TASK DETAILS — Images should be left out, and everything else in the listing reproduced exactly.

RECORDED DATA —
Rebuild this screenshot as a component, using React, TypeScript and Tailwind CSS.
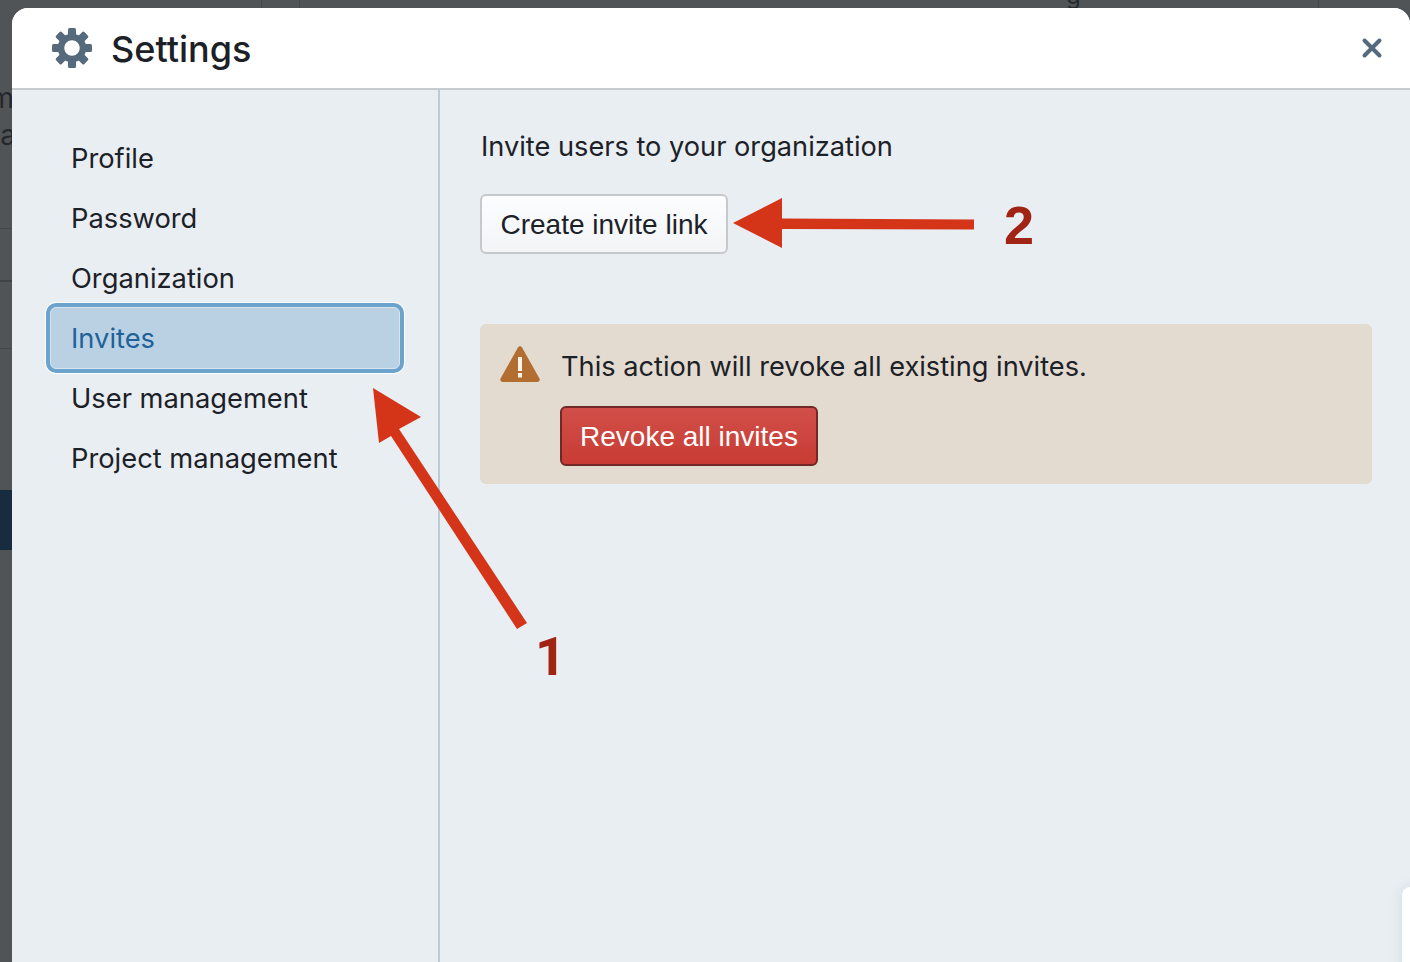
import React from "react";
import { X } from "lucide-react";

const navItems = ["Profile", "Password", "Organization", "Invites", "User management", "Project management"];

function Gear() {
  const angles = [0, 45, 90, 135, 180, 225, 270, 315];
  return (
    <svg width="40" height="40" viewBox="0 0 40 40" className="shrink-0 text-[#566a7d]">
      <circle cx="20" cy="20" r="11" fill="none" stroke="currentColor" strokeWidth="6.500" />
      {angles.map((a) => (
        <rect key={a} x="16" y="0" width="8" height="9" rx="1.500" fill="currentColor" transform={`rotate(${a} 20 20)`} />
      ))}
    </svg>
  );
}

function Nav() {
  return (
    <nav className="w-[428px] shrink-0 border-r-2 border-[#bccad6] pl-[36px] pt-[39px] text-[27.3px]">
      {navItems.map((item) =>
        item === "Invites" ? (
          <div
            key={item}
            className="h-[62px] -mt-[2px] ml-[2px] w-[350px] flex items-center rounded-[6px] bg-[#bad1e4] pl-[20px] pt-[2px] text-[#1f6299] border border-[#d7e3ee] shadow-[0_0_0_4px_#6ba3cd,0_0_0_5px_#ffffff]"
          >
            {item}
          </div>
        ) : (
          <div key={item} className="h-[60px] flex items-center pl-[23px]">{item}</div>
        )
      )}
    </nav>
  );
}

function Arrows() {
  return (
    <svg className="absolute left-0 top-0 pointer-events-none" width="1410" height="962" viewBox="0 0 1410 962">
      <path d="M373 388 L421 417 L399 429 L527 623 L517 629 L391 436 L379 443 Z" fill="#d43519" />
      <path d="M733 223 L782 198 L782 218.500 L974 219.500 L974 229.500 L782 229 L782 248 Z" fill="#d43519" />
    </svg>
  );
}

function LeftStrip() {
  return (
    <div className="w-[12px] shrink-0 overflow-hidden flex flex-col text-[28px] text-[#24282c]">
      <div className="mt-[74px] h-[32px] leading-[32px] flex justify-end -mr-[2px]">m</div>
      <div className="mt-[5px] h-[32px] leading-[32px] flex justify-end -mr-[4px]">a</div>
      <div className="mt-[77px] h-px bg-[#45494c]" />
      <div className="mt-[51px] h-[2px] bg-[#3f4346]" />
      <div className="mt-[66px] h-px bg-[#45494c]" />
      <div className="mt-[141px] h-[60px] bg-[#182b3f]" />
    </div>
  );
}

function TopStrip() {
  return (
    <div className="h-[8px] shrink-0 flex overflow-hidden pl-[261px]">
      <div className="w-px bg-[#44484b]" />
      <div className="w-px bg-[#44484b] ml-[37px]" />
      <div className="w-[9px] ml-[766px] text-[24px] leading-none -mt-[16px] text-[#24282c]">g</div>
      <div className="w-px bg-[#44484b] ml-[243px]" />
    </div>
  );
}

export default function App() {
  return (
    <div className="relative w-[1410px] h-[962px] overflow-hidden bg-[#505457] text-[#1c2127] font-['Inter','Liberation_Sans',sans-serif] flex flex-col">
      <TopStrip />
      <div className="flex flex-1 min-h-0">
        <LeftStrip />
        <div className="flex-1 bg-[#e9eef3] rounded-t-[16px] flex flex-col">
          <header className="h-[82px] shrink-0 bg-white rounded-t-[16px] border-b-2 border-[#c7ccd1] flex items-center pl-[40px] pr-[23px]">
            <Gear />
            <h1 className="ml-[19px] text-[36px] font-medium leading-none pt-[2px]">Settings</h1>
            <X className="ml-auto text-[#566a7d]" size={30} strokeWidth={3.2} />
          </header>
          <div className="flex flex-1 text-[27.2px]">
            <Nav />
            <main className="flex-1 pl-[40px] pr-[38px] pt-[40px]">
              <p className="leading-[34px] pl-px">Invite users to your organization</p>
              <button className="mt-[30px] h-[60px] w-[248px] rounded-[6px] border-2 border-[#c5c9cd] pt-[2px] bg-gradient-to-b from-[#fcfdfe] to-[#f2f4f6] text-[28px] font-['Liberation_Sans',sans-serif] text-[#1c2127] block">
                Create invite link
              </button>
              <section className="mt-[70px] h-[160px] rounded-[6px] bg-[#e3dbd0] flex pl-[20px] pt-[22px]">
                <svg width="40" height="36" viewBox="0 0 40 36" className="shrink-0">
                  <path d="M20 0 Q21 0 22 1.500 L39.500 32.500 Q40.500 35.500 37.500 36 L2.500 36 Q-0.500 35.500 0.500 32.500 L18 1.500 Q19 0 20 0 Z" fill="#b26d30" />
                  <rect x="18" y="11" width="4" height="14" fill="#ffffff" fillOpacity="0.92" />
                  <rect x="18" y="27" width="4" height="4.500" fill="#ffffff" fillOpacity="0.92" />
                </svg>
                <div className="ml-[20px]">
                  <p className="leading-[42px] pl-px">This action will revoke all existing invites.</p>
                  <button className="mt-[18px] h-[60px] w-[258px] rounded-[6px] border-2 border-[#6f2927] pt-[2px] bg-gradient-to-b from-[#d04f48] to-[#c83b34] text-[28px] font-['Liberation_Sans',sans-serif] text-white block">
                    Revoke all invites
                  </button>
                </div>
              </section>
            </main>
          </div>
        </div>
      </div>
      <div className="absolute left-[1402px] top-[887px] w-[20px] h-[90px] bg-white rounded-tl-[8px] shadow-[0_0_14px_rgba(60,80,100,0.12)]" />
      <Arrows />
      <span className="absolute left-[1004px] top-[195px] text-[54px] leading-[60px] font-bold text-[#a02313] font-['Liberation_Sans',sans-serif]">2</span>
      <span className="absolute left-[535px] top-[627px] text-[54px] leading-[60px] font-bold text-[#a02313] font-['Roboto',sans-serif]">1</span>
    </div>
  );
}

WORKED SOLUTION —
Rebuild this screenshot as a component, using React, TypeScript and Tailwind CSS.
import React from "react";
import { X } from "lucide-react";

const navItems = ["Profile", "Password", "Organization", "Invites", "User management", "Project management"];

function Gear() {
  const angles = [0, 45, 90, 135, 180, 225, 270, 315];
  return (
    <svg width="40" height="40" viewBox="0 0 40 40" className="shrink-0 text-[#566a7d]">
      <circle cx="20" cy="20" r="11" fill="none" stroke="currentColor" strokeWidth="6.500" />
      {angles.map((a) => (
        <rect key={a} x="16" y="0" width="8" height="9" rx="1.500" fill="currentColor" transform={`rotate(${a} 20 20)`} />
      ))}
    </svg>
  );
}

function Nav() {
  return (
    <nav className="w-[428px] shrink-0 border-r-2 border-[#bccad6] pl-[36px] pt-[39px] text-[27.3px]">
      {navItems.map((item) =>
        item === "Invites" ? (
          <div
            key={item}
            className="h-[62px] -mt-[2px] ml-[2px] w-[350px] flex items-center rounded-[6px] bg-[#bad1e4] pl-[20px] pt-[2px] text-[#1f6299] border border-[#d7e3ee] shadow-[0_0_0_4px_#6ba3cd,0_0_0_5px_#ffffff]"
          >
            {item}
          </div>
        ) : (
          <div key={item} className="h-[60px] flex items-center pl-[23px]">{item}</div>
        )
      )}
    </nav>
  );
}

function Arrows() {
  return (
    <svg className="absolute left-0 top-0 pointer-events-none" width="1410" height="962" viewBox="0 0 1410 962">
      <path d="M373 388 L421 417 L399 429 L527 623 L517 629 L391 436 L379 443 Z" fill="#d43519" />
      <path d="M733 223 L782 198 L782 218.500 L974 219.500 L974 229.500 L782 229 L782 248 Z" fill="#d43519" />
    </svg>
  );
}

function LeftStrip() {
  return (
    <div className="w-[12px] shrink-0 overflow-hidden flex flex-col text-[28px] text-[#24282c]">
      <div className="mt-[74px] h-[32px] leading-[32px] flex justify-end -mr-[2px]">m</div>
      <div className="mt-[5px] h-[32px] leading-[32px] flex justify-end -mr-[4px]">a</div>
      <div className="mt-[77px] h-px bg-[#45494c]" />
      <div className="mt-[51px] h-[2px] bg-[#3f4346]" />
      <div className="mt-[66px] h-px bg-[#45494c]" />
      <div className="mt-[141px] h-[60px] bg-[#182b3f]" />
    </div>
  );
}

function TopStrip() {
  return (
    <div className="h-[8px] shrink-0 flex overflow-hidden pl-[261px]">
      <div className="w-px bg-[#44484b]" />
      <div className="w-px bg-[#44484b] ml-[37px]" />
      <div className="w-[9px] ml-[766px] text-[24px] leading-none -mt-[16px] text-[#24282c]">g</div>
      <div className="w-px bg-[#44484b] ml-[243px]" />
    </div>
  );
}

export default function App() {
  return (
    <div className="relative w-[1410px] h-[962px] overflow-hidden bg-[#505457] text-[#1c2127] font-['Inter','Liberation_Sans',sans-serif] flex flex-col">
      <TopStrip />
      <div className="flex flex-1 min-h-0">
        <LeftStrip />
        <div className="flex-1 bg-[#e9eef3] rounded-t-[16px] flex flex-col">
          <header className="h-[82px] shrink-0 bg-white rounded-t-[16px] border-b-2 border-[#c7ccd1] flex items-center pl-[40px] pr-[23px]">
            <Gear />
            <h1 className="ml-[19px] text-[36px] font-medium leading-none pt-[2px]">Settings</h1>
            <X className="ml-auto text-[#566a7d]" size={30} strokeWidth={3.2} />
          </header>
          <div className="flex flex-1 text-[27.2px]">
            <Nav />
            <main className="flex-1 pl-[40px] pr-[38px] pt-[40px]">
              <p className="leading-[34px] pl-px">Invite users to your organization</p>
              <button className="mt-[30px] h-[60px] w-[248px] rounded-[6px] border-2 border-[#c5c9cd] pt-[2px] bg-gradient-to-b from-[#fcfdfe] to-[#f2f4f6] text-[28px] font-['Liberation_Sans',sans-serif] text-[#1c2127] block">
                Create invite link
              </button>
              <section className="mt-[70px] h-[160px] rounded-[6px] bg-[#e3dbd0] flex pl-[20px] pt-[22px]">
                <svg width="40" height="36" viewBox="0 0 40 36" className="shrink-0">
                  <path d="M20 0 Q21 0 22 1.500 L39.500 32.500 Q40.500 35.500 37.500 36 L2.500 36 Q-0.500 35.500 0.500 32.500 L18 1.500 Q19 0 20 0 Z" fill="#b26d30" />
                  <rect x="18" y="11" width="4" height="14" fill="#ffffff" fillOpacity="0.92" />
                  <rect x="18" y="27" width="4" height="4.500" fill="#ffffff" fillOpacity="0.92" />
                </svg>
                <div className="ml-[20px]">
                  <p className="leading-[42px] pl-px">This action will revoke all existing invites.</p>
                  <button className="mt-[18px] h-[60px] w-[258px] rounded-[6px] border-2 border-[#6f2927] pt-[2px] bg-gradient-to-b from-[#d04f48] to-[#c83b34] text-[28px] font-['Liberation_Sans',sans-serif] text-white block">
                    Revoke all invites
                  </button>
                </div>
              </section>
            </main>
          </div>
        </div>
      </div>
      <div className="absolute left-[1402px] top-[887px] w-[20px] h-[90px] bg-white rounded-tl-[8px] shadow-[0_0_14px_rgba(60,80,100,0.12)]" />
      <Arrows />
      <span className="absolute left-[1004px] top-[195px] text-[54px] leading-[60px] font-bold text-[#a02313] font-['Liberation_Sans',sans-serif]">2</span>
      <span className="absolute left-[535px] top-[627px] text-[54px] leading-[60px] font-bold text-[#a02313] font-['Roboto',sans-serif]">1</span>
    </div>
  );
}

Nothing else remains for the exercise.